The shift is from watching the system to watching the work. A healthy service that quietly does the wrong thing is the characteristic failure of agentic software, and no amount of CPU and latency monitoring will catch it. Trace the run from intent to outcome, score whether the outcome was good, and keep the record — that is what it means to actually see an agent, rather than just confirm it is switched on.
Frequently asked
- What is agent observability?
- The practice of capturing what an AI agent did and why — tracing each run from the intent it was given, through its reasoning, the context it retrieved and the tool actions it took, to the outcome it produced — so you can debug, evaluate and govern non-deterministic systems. It answers “why did it do that?”, which traditional monitoring (up/fast/errors) cannot.

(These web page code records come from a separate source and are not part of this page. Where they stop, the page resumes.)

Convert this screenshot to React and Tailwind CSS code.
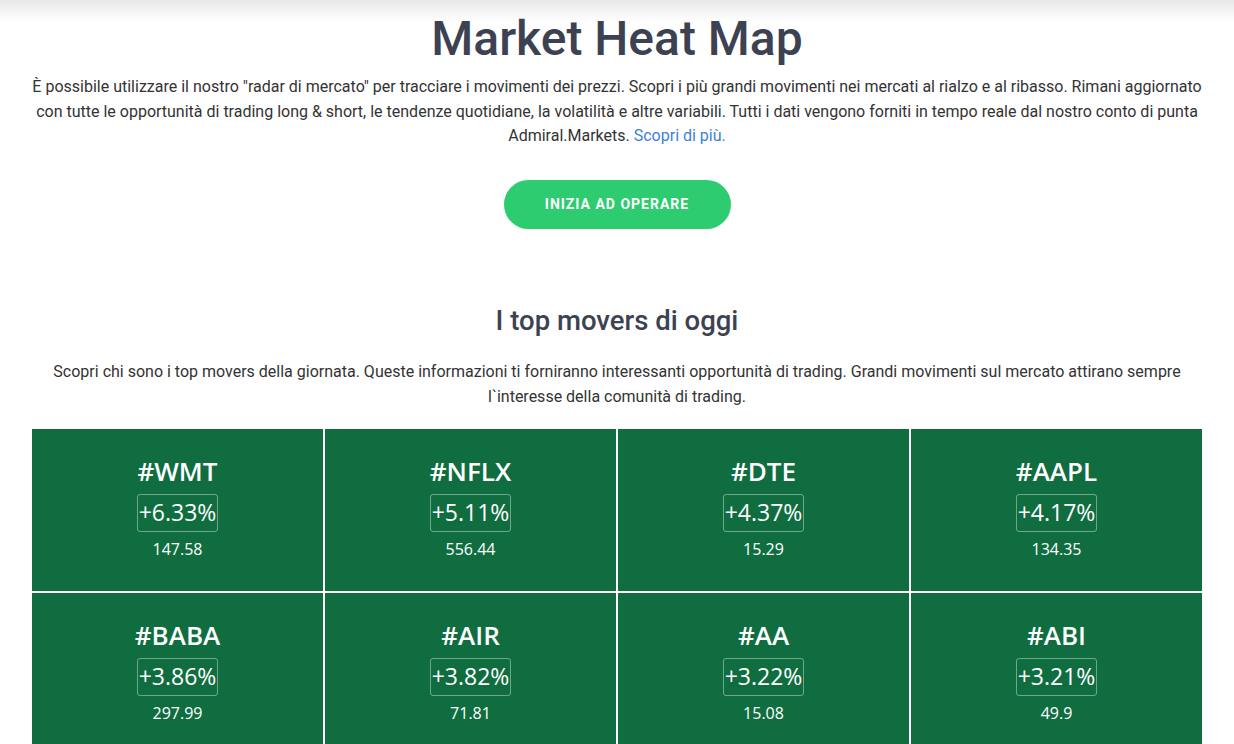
const movers = [
  { t: '#WMT', p: '+6.33%', v: '147.58' },
  { t: '#NFLX', p: '+5.11%', v: '556.44' },
  { t: '#DTE', p: '+4.37%', v: '15.29' },
  { t: '#AAPL', p: '+4.17%', v: '134.35' },
  { t: '#BABA', p: '+3.86%', v: '297.99' },
  { t: '#AIR', p: '+3.82%', v: '71.81' },
  { t: '#AA', p: '+3.22%', v: '15.08' },
  { t: '#ABI', p: '+3.21%', v: '49.9' },
]

function Tile({ t, p, v }) {
  return (
    <div className="bg-[#106d40] h-[162px] flex flex-col items-center pt-[24px] text-white font-['Open_Sans',sans-serif]">
      <div className="text-[26px] leading-[36px] font-semibold">{t}</div>
      <div className="mt-[5px] border border-white/40 rounded-[3px] px-[1px] h-[38px] flex items-center text-[23px]">{p}</div>
      <div className="mt-[6px] text-[16px] leading-[22px]">{v}</div>
    </div>
  )
}

export default function App() {
  return (
    <div className="min-h-[744px] bg-[linear-gradient(to_bottom,#e8e8e8,#ffffff_22px)] font-['Roboto',sans-serif] overflow-hidden">
      <h1 className="pt-[4px] text-center text-[48px] leading-[70px] font-medium text-[#3c4252]">Market Heat Map</h1>
      <div className="w-[1170px] mx-auto text-center">
        <p className="mt-[1px] text-[16px] leading-[24.5px] text-[#333]">
          È possibile utilizzare il nostro "radar di mercato" per tracciare i movimenti dei prezzi. Scopri i più grandi movimenti nei mercati al rialzo e al ribasso. Rimani aggiornato con tutte le opportunità di trading long &amp; short, le tendenze quotidiane, la volatilità e altre variabili. Tutti i dati vengono forniti in tempo reale dal nostro conto di punta Admiral.Markets. <a className="text-[#3d7fe0]">Scopri di più.</a>
        </p>
        <div className="mt-[31px] flex justify-center">
          <button className="w-[227px] h-[49px] rounded-full bg-[#2ecc71] text-white text-[14px] font-bold tracking-[1px]">INIZIA AD OPERARE</button>
        </div>
        <h2 className="mt-[72px] text-[27.5px] leading-[40px] font-medium text-[#3c4252]">I top movers di oggi</h2>
        <p className="mt-[18px] text-[16px] leading-[25px] text-[#333] px-[20px]">
          Scopri chi sono i top movers della giornata. Queste informazioni ti forniranno interessanti opportunità di trading. Grandi movimenti sul mercato attirano sempre l`interesse della comunità di trading.
        </p>
        <div className="mt-[20px] grid grid-cols-4 gap-[2px]">
          {movers.map((m) => (
            <Tile key={m.t} {...m} />
          ))}
        </div>
      </div>
    </div>
  )
}
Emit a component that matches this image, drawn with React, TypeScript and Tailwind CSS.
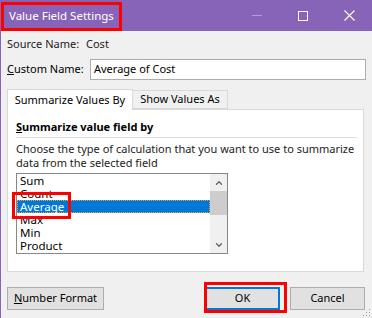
import { ChevronUp, ChevronDown } from "lucide-react";

const items = ["Sum", "Count", "Average", "Max", "Min", "Product"];

export default function App() {
  return (
    <div className="relative flex h-[318px] w-[372px] flex-col overflow-hidden border-l border-[#8764b8] bg-[#f0f0f0] font-['Noto_Sans',sans-serif] text-[11px] whitespace-nowrap text-black">
      {/* title bar */}
      <div className="flex h-[31px] shrink-0 items-center bg-[#8764b8] text-white">
        <span className="ml-[8px] text-[11.5px]">Value Field Settings</span>
        <div className="ml-auto flex h-full items-center">
          <div className="flex w-[46px] justify-center">
            <div className="h-px w-[10px] bg-[#b49bd6]" />
          </div>
          <div className="flex w-[46px] justify-center">
            <div className="h-[10px] w-[10px] border border-white" />
          </div>
          <div className="flex w-[46px] justify-center">
            <svg width="11" height="11" viewBox="0 0 11 11" stroke="white" strokeWidth="1.1">
              <path d="M0.5 0.5 L10.5 10.5 M10.5 0.5 L0.5 10.5" />
            </svg>
          </div>
        </div>
      </div>

      <div className="flex flex-1 flex-col px-[6px]">
        <div className="mt-[5px] flex h-[16px] items-center text-[#222]">
          <span className="w-[79px]">Source Name:</span>
          <span>Cost</span>
        </div>

        <div className="mt-[7px] flex h-[21px] items-center">
          <span className="w-[83px]">
            <span className="underline">C</span>ustom Name:
          </span>
          <div className="flex h-[21px] w-[276px] items-center border border-[#adadad] bg-white px-[3px]">
            Average of Cost
          </div>
        </div>

        {/* tabs */}
        <div className="mt-[8px] flex h-[21px] items-end">
          <div className="relative z-10 -mb-px flex h-[21px] w-[126px] items-center justify-center border border-b-0 border-[#d9d9d9] bg-white">
            Summarize Values By
          </div>
          <div className="flex h-[19px] w-[95px] items-center justify-center border border-l-0 border-[#d9d9d9] bg-[#f0f0f0]">
            Show Values As
          </div>
        </div>

        <div className="flex h-[163px] w-[357px] flex-col border border-[#d9d9d9] bg-white px-[8px]">
          <div className="mt-[10px] font-bold leading-[14px]">
            <span className="underline">S</span>ummarize value field by
          </div>
          <div className="mt-[3px] h-px w-[341px] bg-[#dcdcdc]" />
          <p className="mt-[4px] leading-[14px] text-[#222]">
            Choose the type of calculation that you want to use to summarize
            <br />
            data from the selected field
          </p>

          <div className="mt-[3px] flex h-[81px] w-[212px] border border-[#828790] bg-white">
            <div className="flex flex-1 flex-col">
              {items.map((it) => (
                <div
                  key={it}
                  className={
                    it === "Average"
                      ? "flex h-[13px] items-center border border-dotted border-[#f7a03a] bg-[#0078d7] pl-[2px] text-[11.5px] leading-[13px] text-white"
                      : "flex h-[13px] items-center pl-[3px] text-[11.5px] leading-[13px]"
                  }
                >
                  {it}
                </div>
              ))}
            </div>
            <div className="flex w-[17px] flex-col bg-[#f0f0f0]">
              <div className="flex h-[17px] items-center justify-center text-[#606060]">
                <ChevronUp size={10} strokeWidth={3} />
              </div>
              <div className="h-[24px] bg-[#cdcdcd]" />
              <div className="flex-1" />
              <div className="flex h-[17px] items-center justify-center text-[#606060]">
                <ChevronDown size={10} strokeWidth={3} />
              </div>
            </div>
          </div>
        </div>

        {/* buttons */}
        <div className="mt-[15px] flex items-center">
          <button className="flex h-[23px] w-[97px] items-center justify-center border border-[#adadad] bg-[#e1e1e1]">
            <span className="underline">N</span>umber Format
          </button>
          <button className="ml-auto flex h-[23px] w-[75px] items-center justify-center border-2 border-[#0078d7] bg-[#e1e1e1]">
            OK
          </button>
          <button className="ml-[10px] mr-[1px] flex h-[23px] w-[75px] items-center justify-center border border-[#adadad] bg-[#e1e1e1]">
            Cancel
          </button>
        </div>
      </div>

      {/* resize grip */}
      <svg className="absolute bottom-[1px] right-[1px]" width="10" height="10" viewBox="0 0 10 10" fill="#a0a0a0">
        <rect x="8" y="2" width="1" height="1" />
        <rect x="5" y="5" width="1" height="1" />
        <rect x="8" y="5" width="1" height="1" />
        <rect x="2" y="8" width="1" height="1" />
        <rect x="5" y="8" width="1" height="1" />
        <rect x="8" y="8" width="1" height="1" />
      </svg>

      {/* red annotation boxes */}
      <div className="absolute left-0 top-[2px] h-[29px] w-[121px] border-[3px] border-[#ff0000]" />
      <div className="absolute left-[11px] top-[192px] h-[27px] w-[59px] border-[3px] border-[#ff0000]" />
      <div className="absolute left-[203px] top-[282px] h-[31px] w-[83px] border-[3px] border-[#ff0000]" />
    </div>
  );
}
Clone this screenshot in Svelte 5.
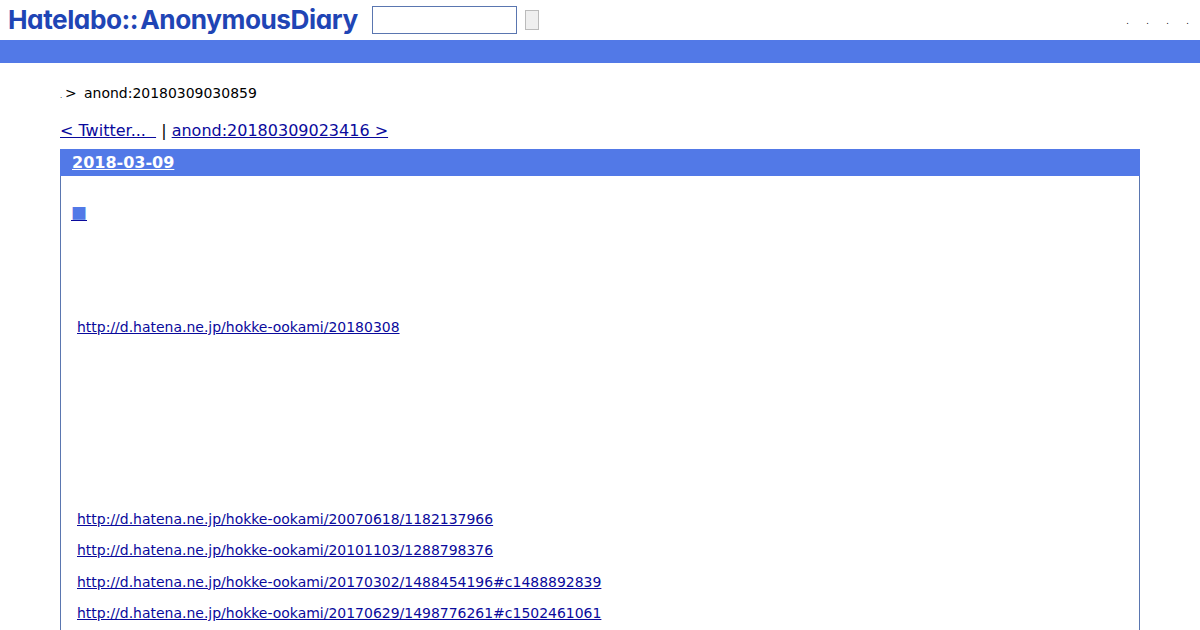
<script>
  const links = [
    'http://d.hatena.ne.jp/hokke-ookami/20070618/1182137966',
    'http://d.hatena.ne.jp/hokke-ookami/20101103/1288798376',
    'http://d.hatena.ne.jp/hokke-ookami/20170302/1488454196#c1488892839',
    'http://d.hatena.ne.jp/hokke-ookami/20170629/1498776261#c1502461061'
  ];
</script>

<div class="page">
  <header class="top">
    <a class="logo" href="#top">Hatelabo::<span class="gap">AnonymousDiary</span></a>
    <form class="search">
      <input type="text" />
      <button type="button"></button>
    </form>
    <nav class="menu">
      <span>.</span><span>.</span><span>.</span><span>.</span>
    </nav>
  </header>
  <div class="band"></div>

  <main class="body">
    <p class="crumb"><span class="dot">.</span><span class="gt">&gt;</span><span>anond:20180309030859</span></p>
    <p class="pager">
      <a href="#prev">&lt; Twitter...&nbsp;&nbsp;</a> | <a href="#next">anond:20180309023416 &gt;</a>
    </p>

    <section class="day">
      <h2><a href="#day">2018-03-09</a></h2>
      <div class="entry">
        <h3><a href="#entry"><span class="mark">■</span></a></h3>
        <p class="first"><a href="#l">http://d.hatena.ne.jp/hokke-ookami/20180308</a></p>
        <div class="list">
          {#each links as link}
            <p><a href="#l">{link}</a></p>
          {/each}
        </div>
      </div>
    </section>
  </main>
</div>

<style>
  :global(body) {
    margin: 0;
    background: #fff;
    overflow: hidden;
  }

  .page {
    height: 630px;
    overflow: hidden;
    font-family: "DejaVu Sans", sans-serif;
    font-size: 13.98px;
    color: #000;
  }

  a {
    color: #0a0a9c;
  }

  .top {
    display: flex;
    align-items: flex-start;
    height: 40px;
    padding-left: 8px;
    box-sizing: border-box;
  }

  .logo {
    width: 364px;
    font-family: Inter, sans-serif;
    font-feature-settings: "cv11" 1;
    font-weight: 700;
    font-size: 26.2px;
    letter-spacing: -0.45px;
    line-height: 39px;
    color: #1f45b5;
    text-decoration: none;
    white-space: nowrap;
  }

  .gap {
    margin-left: 2px;
  }

  .search {
    display: flex;
    align-items: center;
    gap: 8px;
    margin-top: 6px;
  }

  input {
    width: 145px;
    height: 28px;
    box-sizing: border-box;
    border: 1px solid #5a76b0;
    padding: 0;
    background: #fff;
  }

  button {
    width: 14px;
    height: 20px;
    box-sizing: border-box;
    border: 1px solid #bbb;
    background: #efefef;
    padding: 0;
  }

  .menu {
    display: flex;
    gap: 17px;
    margin-left: auto;
    padding-right: 11px;
    font-size: 8px;
    line-height: 8px;
    margin-top: 18px;
  }

  .menu span {
    width: 3px;
    text-align: center;
  }

  .band {
    height: 23px;
    background: #5279e7;
  }

  .body {
    padding: 0 60px;
  }

  .crumb {
    display: flex;
    align-items: baseline;
    margin: 22px 0 0;
    line-height: 17px;
    height: 17px;
  }

  .dot {
    font-size: 7px;
    width: 5px;
  }

  .gt {
    width: 19px;
  }

  .pager {
    margin: 19px 0 0;
    font-size: 16px;
    line-height: 20px;
  }

  .day {
    margin-top: 8px;
    border: 1px solid #5a76b0;
    border-top: 0;
    height: 500px;
  }

  h2 {
    margin: 0 -1px;
    height: 27px;
    padding-left: 12px;
    background: #5279e7;
    font-size: 16px;
    line-height: 27px;
  }

  h2 a {
    color: #fff;
  }

  .entry {
    padding: 0 10px;
  }

  h3 {
    margin: 26px 0 0;
    height: 20px;
    font-size: 16px;
    line-height: 20px;
    font-weight: 400;
  }

  .mark {
    font-family: "Noto Sans CJK JP", sans-serif;
    color: #5279e7;
  }

  .first {
    margin: 95px 0 0 6px;
    line-height: 20px;
  }

  .list {
    margin-top: 172px;
    margin-left: 6px;
  }

  .list p {
    margin: 0 0 11.33px;
    line-height: 20px;
  }
</style>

- How is it different from traditional monitoring?
- Traditional monitoring was built for deterministic systems and reports health and performance — uptime, latency, error rate. Agents are non-deterministic and act through tools, so a successful (200) call says nothing about whether the agent reasoned well or did the right thing. Agent observability shifts the unit from the request to the run, and adds evaluation of whether the outcome was actually good.
- What should an agent trace capture?
- The whole run: the intent/goal and starting context, the reasoning steps, the context retrieved at each step, every tool call with its inputs, outputs and effects, and the final outcome scored against an expectation. With that, a failure is legible — bad retrieval, wrong decision, misbehaving tool or model error — instead of a mystery.
- Are there standards for agent observability?
- They are emerging. OpenTelemetry’s GenAI semantic conventions are converging on a common, vendor-neutral way to trace model and agent activity, which lets you instrument runs without locking into a single platform. Pair the traces with continuous evaluation and an attributable audit trail.